The Rolling Stones: It's only rock & roll but Tel Aviv loved it

Playing nonstop for two hours, the legendary British band easily won the crowd with their first appearance in Israel.

The Rolling Stones frontman Mick Jagger on stage in Tel Aviv (photo credit: LIOR KETER)
The Rolling Stones frontman Mick Jagger on stage in Tel Aviv
(photo credit: LIOR KETER)
Eran and his wife, Orly, Jerusalem residents in their 30s, arrived at Yarkon Park on Wednesday night two hours before Rami Fortis was due to take the stage warming up for the first Israel performance by the Rolling Stones.
“Despite the hefty cost of the tickets, I wasn’t about to miss this,” said Eran. “They may not be as great as they once were, but they’re still legends.”
It turns out that Eran was errant in only one of his observations.
The Stones may actually now be as phenomenal as they once were when they roamed the land as the “best rock & roll band in the world.”

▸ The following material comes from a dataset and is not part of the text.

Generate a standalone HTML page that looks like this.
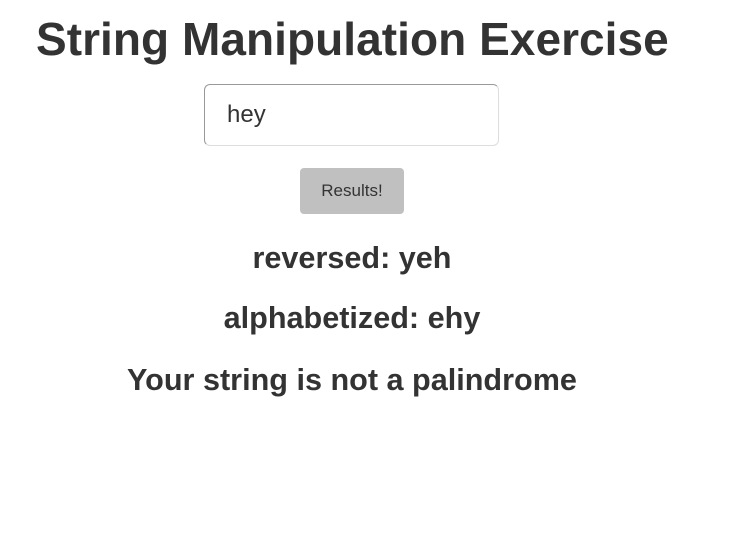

Seventy-year-old singer Mick Jagger had them at “Erev tov, hag Shavuot sameach,” (“Good evening, happy Shavuot”), his greeting to the 50,000 fans crammed in the sold-out park on a sweltering Tel Aviv night following the band’s opening song, “Start Me Up.”
Video: Leah Lublin
But even without Jagger’s endearing, Hebrew betweensong patter (like “Atem nehanim?” – “Are you enjoying it?” or “Hacol sababa?” – “Is everything cool?”) – the British superstars could have won the crowd over on musical merit alone. Playing nonstop for two hours in what was essentially a 19-song greatest hits revue – including “Jumpin’ Jack Flash,” “Tumbling Dice,” “Brown Sugar,” a powerful “Gimme Shelter” and “Sympathy For The Devil” – the Stones, as guitarist Keith Richards promised in a TV interview last week, were indeed “firing on 12 cylinders.”
Richards in particular, beaming, white-haired and healthy, led the band into battle with ringing riffs and rakish grins, like he was in on a personal joke with 50,000 of his closest friends. And Jagger was simply a wonder of nature – running and dancing kilometers in a body a 20-year-old would be envious of, while belting out the classics, cheerleading and keeping the show running with unflagging energy and showbiz panache.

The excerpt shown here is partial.